Entries with page source code:
* Begin *

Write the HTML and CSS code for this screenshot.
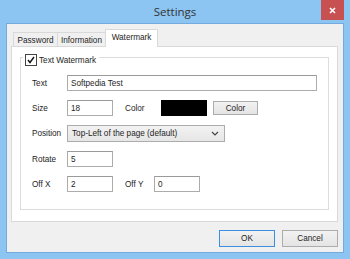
FILE: index.html
```html
<!DOCTYPE html>
<html>

<head>
    <title>Settings</title>
    <link rel="stylesheet" href="styles.css">
</head>

<body>
    <div class="window">
        <div class="titlebar">
            <span></span>
            <div class="title">Settings</div>
            <div class="close">
                <svg width="7" height="7" viewBox="0 0 7 7">
                    <path d="M1 1 L6 6 M6 1 L1 6" stroke="#fff" stroke-width="1.6" fill="none" />
                </svg>
            </div>
        </div>
        <div class="client">
            <div class="tabs">
                <div class="tab tab-password">Password</div>
                <div class="tab tab-info">Information</div>
                <div class="tab tab-active">Watermark</div>
            </div>
            <div class="panel">
                <div class="group">
                    <div class="group-head">
                        <span class="check">
                            <svg width="10" height="10" viewBox="0 0 10 10">
                                <path d="M2 5 L4 7.5 L8 2" stroke="#111" stroke-width="1.4" fill="none" />
                            </svg>
                        </span>
                        <span>Text Watermark</span>
                    </div>
                    <div class="rows">
                        <div class="row">
                            <span class="label">Text</span>
                            <div class="field field-wide">Softpedia Test</div>
                        </div>
                        <div class="row">
                            <span class="label">Size</span>
                            <div class="field field-small">18</div>
                            <span class="label label-color">Color</span>
                            <div class="swatch"></div>
                            <div class="btn btn-color">Color</div>
                        </div>
                        <div class="row row-select">
                            <span class="label">Position</span>
                            <div class="select">
                                <span>Top-Left of the page (default)</span>
                                <svg width="8" height="5" viewBox="0 0 8 5">
                                    <path d="M1 1 L4 4 L7 1" stroke="#444" stroke-width="1.2" fill="none" />
                                </svg>
                            </div>
                        </div>
                        <div class="row">
                            <span class="label">Rotate</span>
                            <div class="field field-small">5</div>
                        </div>
                        <div class="row">
                            <span class="label">Off X</span>
                            <div class="field field-small">2</div>
                            <span class="label label-offy">Off Y</span>
                            <div class="field field-small">0</div>
                        </div>
                    </div>
                </div>
            </div>
            <div class="actions">
                <div class="btn btn-dialog btn-default">OK</div>
                <div class="btn btn-dialog">Cancel</div>
            </div>
        </div>
    </div>
</body>

</html>
```

FILE: styles.css
```css
body {
    margin: 0;
    background: #8cc4f2;
    font-family: "Liberation Sans", Arial, sans-serif;
    font-size: 8.2px;
    color: #1e1e1e;
}

.window {
    width: 350px;
    height: 259px;
    display: flex;
    flex-direction: column;
}

.titlebar {
    height: 23px;
    display: grid;
    grid-template-columns: 1fr auto 1fr;
    align-items: start;
}

.title {
    font-family: "Open Sans", "Liberation Sans", sans-serif;
    font-size: 11.5px;
    color: #333;
    padding-top: 4px;
}

.close {
    justify-self: end;
    margin-right: 6px;
    width: 23px;
    height: 20px;
    background: #c75050;
    display: flex;
    align-items: center;
    justify-content: center;
}

.client {
    margin: 0 6px 6px;
    border: 1px solid #74aade;
    background: #f0f0f0;
    flex: 1;
    padding: 5px 5px 0 4px;
    display: flex;
    flex-direction: column;
}

.tabs {
    height: 17px;
    display: flex;
    align-items: flex-end;
    padding-left: 2px;
}

.tab {
    height: 14px;
    box-sizing: border-box;
    border: 1px solid #d9d9d9;
    border-bottom: none;
    background: #f0f0f0;
    display: flex;
    align-items: center;
    justify-content: center;
    padding-top: 1px;
}

.tab-password {
    width: 45px;
}

.tab-info {
    width: 49px;
    margin-left: -1px;
}

.tab-active {
    width: 53px;
    height: 18px;
    margin-left: -1px;
    margin-bottom: -1px;
    background: #fff;
    position: relative;
    padding-top: 0;
    padding-bottom: 2px;
}

.panel {
    height: 176px;
    box-sizing: border-box;
    border: 1px solid #d9d9d9;
    background: #fff;
    padding: 10px 8px 12px;
}

.group {
    height: 153px;
    box-sizing: border-box;
    border: 1px solid #dcdcdc;
    padding-left: 11px;
}

.group-head {
    margin-top: -7px;
    margin-left: -9px;
    height: 13px;
    display: inline-flex;
    align-items: center;
    gap: 2px;
    padding: 0 3px 0 2px;
    background: #fff;
}

.check {
    width: 12px;
    height: 12px;
    box-sizing: border-box;
    border: 1px solid #444;
    background: #fff;
    display: flex;
    align-items: center;
    justify-content: center;
}

.rows {
    margin-top: 8px;
    display: flex;
    flex-direction: column;
    gap: 9px;
}

.row {
    height: 16px;
    display: flex;
    align-items: center;
}

.row-select {
    height: 17px;
}

.label {
    width: 35px;
}

.label-color {
    width: 36px;
    margin-left: 12px;
}

.label-offy {
    width: 29px;
    margin-left: 12px;
}

.field {
    height: 16px;
    box-sizing: border-box;
    border: 1px solid #acacac;
    border-top-color: #9a9a9a;
    background: #fff;
    padding-left: 3px;
    display: flex;
    align-items: center;
}

.field-wide {
    width: 250px;
}

.field-small {
    width: 46px;
}

.swatch {
    width: 46px;
    height: 16px;
    background: #000;
}

.btn {
    box-sizing: border-box;
    border: 1px solid #acacac;
    background: linear-gradient(#f2f2f2, #e4e4e4);
    display: flex;
    align-items: center;
    justify-content: center;
}

.btn-color {
    width: 45px;
    height: 14px;
    margin-left: 6px;
}

.select {
    width: 158px;
    height: 17px;
    box-sizing: border-box;
    border: 1px solid #acacac;
    background: linear-gradient(#f2f2f2, #e6e6e6);
    display: flex;
    align-items: center;
    justify-content: space-between;
    padding: 0 5px 0 4px;
}

.actions {
    margin-top: 8px;
    display: flex;
    justify-content: flex-end;
    gap: 7px;
}

.btn-dialog {
    width: 56px;
    height: 17px;
}

.btn-default {
    border-color: #3c8ee0;
}
```
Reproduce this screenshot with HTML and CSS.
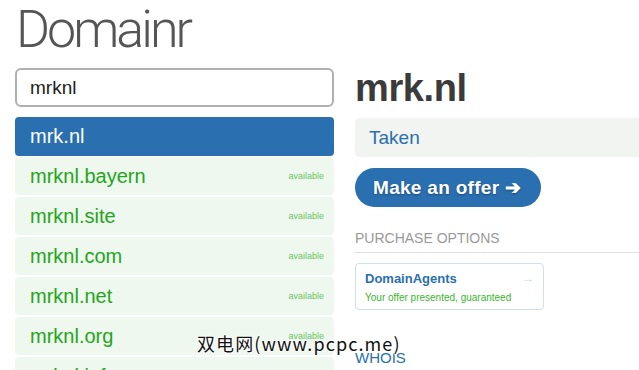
FILE: index.html
```html
<!DOCTYPE html>
<html lang="en">
<head>
    <meta charset="UTF-8">
    <meta name="viewport" content="width=device-width, initial-scale=1.0">
    <title>Domainr</title>
    <link rel="stylesheet" href="styles.css">
</head>
<body>
    <div class="page">
        <h1 class="logo">Domainr</h1>

        <div class="columns">
            <div class="results">
                <input type="text" class="search" value="mrknl">
                <ul class="result-list">
                    <li class="result selected">mrk.nl</li>
                    <li class="result">mrknl.bayern<span class="status">available</span></li>
                    <li class="result">mrknl.site<span class="status">available</span></li>
                    <li class="result">mrknl.com<span class="status">available</span></li>
                    <li class="result">mrknl.net<span class="status">available</span></li>
                    <li class="result">mrknl.org<span class="status">available</span></li>
                    <li class="result">mrknl.info<span class="status">available</span></li>
                </ul>
            </div>

            <div class="detail">
                <h2 class="domain">mrk.nl</h2>
                <div class="state">Taken</div>
                <a href="#" class="offer">Make an offer &#x2794;</a>

                <h3 class="section-title">Purchase options</h3>
                <a href="#" class="option">
                    <span class="option-name">DomainAgents <span class="option-arrow">&#x2192;</span></span>
                    <span class="option-desc">Your offer presented, guaranteed</span>
                </a>

                <h3 class="whois">WHOIS</h3>
            </div>
        </div>
    </div>

    <div class="watermark">双电网(www.pcpc.me)</div>
</body>
</html>
```

FILE: styles.css
```css
body {
    margin: 0;
    font-family: 'Liberation Sans', Arial, sans-serif;
    background: #fff;
    overflow: hidden;
    width: 639px;
    height: 370px;
    position: relative;
}

.page {
    padding: 0 0 0 15px;
    width: 700px;
}

.logo {
    margin: 0;
    padding: 0 0 0 1px;
    height: 68px;
    font-family: 'Roboto', sans-serif;
    font-weight: 300;
    font-size: 52px;
    line-height: 60px;
    color: #555;
    letter-spacing: -3px;
}

.columns {
    display: flex;
    gap: 21px;
}

.results {
    width: 319px;
}

.search {
    display: block;
    width: 100%;
    height: 39px;
    box-sizing: border-box;
    margin: 0 0 10px;
    padding: 0 13px;
    font-family: 'Liberation Sans', Arial, sans-serif;
    font-size: 19px;
    color: #222;
    border: 2px solid #b0b0b0;
    border-radius: 6px;
    outline: none;
}

.result-list {
    list-style: none;
    margin: 0;
    padding: 0;
}

.result {
    display: flex;
    align-items: center;
    justify-content: space-between;
    height: 38px;
    margin-bottom: 2px;
    padding: 0 10px 0 15px;
    font-size: 20px;
    color: #25a51c;
    background: #eef8ee;
    border-radius: 4px;
}

.result.selected {
    height: 39px;
    margin-bottom: 1px;
    color: #fff;
    background: #2a6fb0;
}

.status {
    font-size: 9px;
    color: #6cc464;
}

.detail {
    width: 319px;
}

.domain {
    margin: 0;
    height: 50px;
    font-size: 38px;
    line-height: 40px;
    font-weight: bold;
    color: #3b3b3b;
    letter-spacing: -0.4px;
}

.state {
    height: 39px;
    line-height: 39px;
    padding: 0 14px;
    font-size: 19px;
    color: #2a6fb0;
    background: #f2f4f2;
    border-radius: 4px;
}

.offer {
    display: inline-block;
    margin-top: 11px;
    height: 39px;
    line-height: 40px;
    padding: 0 20px 0 18px;
    font-size: 19px;
    font-weight: bold;
    color: #fff;
    background: #2a6fb0;
    border-radius: 20px;
    text-decoration: none;
    letter-spacing: 0.3px;
    text-shadow: 0 1px 2px rgba(0, 0, 0, 0.35);
}

.section-title {
    margin: 23px 0 0;
    padding-bottom: 6px;
    font-size: 14px;
    font-weight: normal;
    text-transform: uppercase;
    color: #999;
    border-bottom: 1px solid #dde1e4;
}

.option {
    display: block;
    width: 189px;
    box-sizing: border-box;
    margin-top: 10px;
    padding: 7px 9px 6px;
    border: 1px solid #cfe0ec;
    border-radius: 4px;
    text-decoration: none;
}

.option-name {
    display: flex;
    justify-content: space-between;
    font-size: 13px;
    font-weight: bold;
    color: #2a6fb0;
}

.option-arrow {
    font-weight: normal;
    color: #c8dbe9;
}

.option-desc {
    display: block;
    margin-top: 6px;
    font-size: 10px;
    color: #3bb52f;
}

.whois {
    margin: 39px 0 0;
    font-size: 15px;
    font-weight: normal;
    color: #2a6fb0;
}

.watermark {
    position: absolute;
    left: 197px;
    top: 330px;
    font-family: 'Noto Sans CJK SC', sans-serif;
    font-size: 18px;
    letter-spacing: 1.1px;
    color: #111;
    text-shadow: 1px 0 #fff, -1px 0 #fff, 0 1px #fff, 0 -1px #fff;
    white-space: nowrap;
}
```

* End *

Aim of the exercise: Tally the lines of the data that hold the string "screenshot". Answer with the number and nothing more.

The solution: 2